Stated exercise ▸
Go through the material below and copy each line where the word "index" appears.

(Records from a collection)
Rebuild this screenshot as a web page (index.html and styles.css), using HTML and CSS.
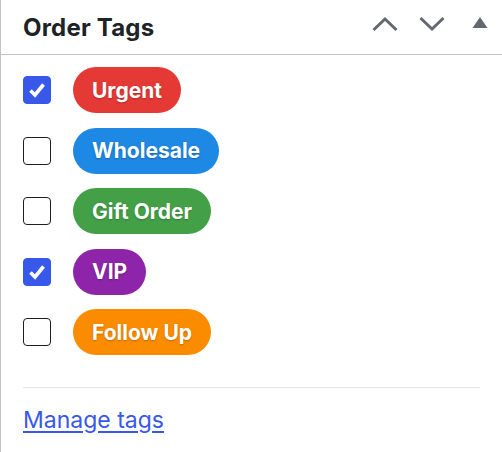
FILE: index.html
```html
<!DOCTYPE html>
<html>
<head>
<meta charset="utf-8">
<link rel="stylesheet" href="styles.css">
</head>
<body>
<div class="box">
  <div class="header">
    <h2 class="title">Order Tags</h2>
    <div class="actions">
      <svg class="icon" width="26" height="16" viewBox="0 0 26 16"><path d="M1.5 14 L13 3 L24.5 14" fill="none" stroke="#646970" stroke-width="3"/></svg>
      <svg class="icon" width="26" height="16" viewBox="0 0 26 16"><path d="M1.5 2 L13 13 L24.5 2" fill="none" stroke="#646970" stroke-width="3"/></svg>
      <svg class="icon tri" width="16" height="12" viewBox="0 0 16 12"><path d="M8 0 L15.5 11 L0.5 11 Z" fill="#646970"/></svg>
    </div>
  </div>
  <div class="body">
    <ul class="tags">
      <li class="row"><span class="cb checked"><svg width="20" height="20" viewBox="0 0 20 20"><path d="M3.5 10.5 L8 15 L16.5 4.5" fill="none" stroke="#fff" stroke-width="3.6"/></svg></span><span class="pill red">Urgent</span></li>
      <li class="row"><span class="cb"></span><span class="pill blue">Wholesale</span></li>
      <li class="row"><span class="cb"></span><span class="pill green">Gift Order</span></li>
      <li class="row"><span class="cb checked"><svg width="20" height="20" viewBox="0 0 20 20"><path d="M3.5 10.5 L8 15 L16.5 4.5" fill="none" stroke="#fff" stroke-width="3.6"/></svg></span><span class="pill purple">VIP</span></li>
      <li class="row"><span class="cb"></span><span class="pill orange">Follow Up</span></li>
    </ul>
    <div class="footer">
      <a class="manage" href="#">Manage tags</a>
    </div>
  </div>
</div>
</body>
</html>
```

FILE: styles.css
```css
html, body {
  margin: 0;
  padding: 0;
  background: #fff;
}
body {
  font-family: Inter, "Noto Sans", sans-serif;
  color: #1d2327;
}
.box {
  border-left: 1px solid #c3c4c7;
  height: 452px;
  box-sizing: border-box;
}
.header {
  height: 54px;
  border-bottom: 1px solid #c3c4c7;
  display: flex;
  align-items: center;
  justify-content: space-between;
  padding: 0 14px 0 22px;
}
.title {
  margin: 0;
  font-size: 24px;
  font-weight: 700;
  color: #1d2327;
  letter-spacing: 0.2px;
}
.actions {
  display: flex;
  align-items: center;
  gap: 21px;
  margin-top: -6px;
}
.tri {
  margin-left: 6px;
  margin-top: -2px;
}
.body {
  padding: 12px 22px 0 22px;
}
.tags {
  list-style: none;
  margin: 0;
  padding: 0;
  display: flex;
  flex-direction: column;
  gap: 14.5px;
}
.row {
  display: flex;
  align-items: center;
  gap: 22px;
  height: 46px;
}
.cb {
  width: 28px;
  height: 28px;
  box-sizing: border-box;
  border: 1.5px solid #1e1e1e;
  border-radius: 4px;
  display: flex;
  align-items: center;
  justify-content: center;
  background: #fff;
}
.cb.checked {
  background: #3858e9;
  border-color: #3858e9;
}
.pill {
  height: 46px;
  display: inline-flex;
  align-items: center;
  padding: 0 19px;
  border-radius: 23px;
  color: #fff;
  font-size: 21px;
  font-weight: 700;
  text-shadow: 0 1px 2px rgba(0,0,0,0.25);
}
.red { background: #e53935; }
.blue { background: #1e88e5; }
.green { background: #43a047; }
.purple { background: #8e24aa; }
.orange { background: #fb8c00; }
.footer {
  margin-top: 32px;
  border-top: 1px solid #e5e5e5;
  padding-top: 18px;
}
.manage {
  color: #3858e9;
  font-size: 23px;
  text-decoration: underline;
  text-underline-offset: 3px;
}
```
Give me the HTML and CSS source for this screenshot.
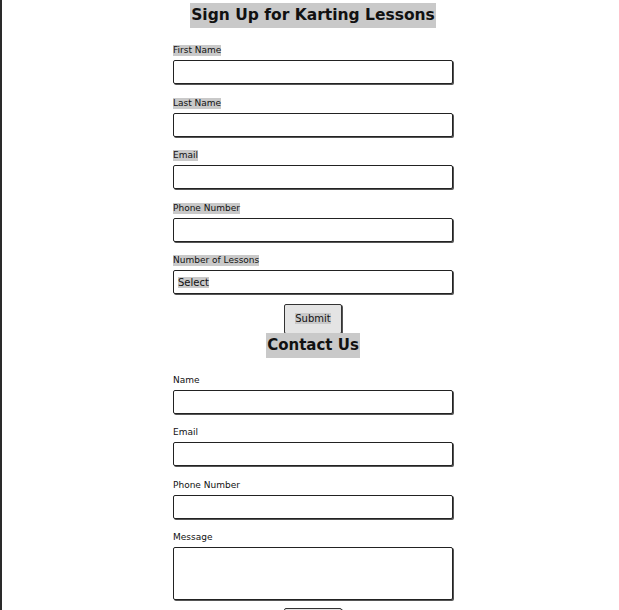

Task answer ▸
Rebuild this screenshot as a web page (index.html and styles.css), using HTML and CSS.
FILE: index.html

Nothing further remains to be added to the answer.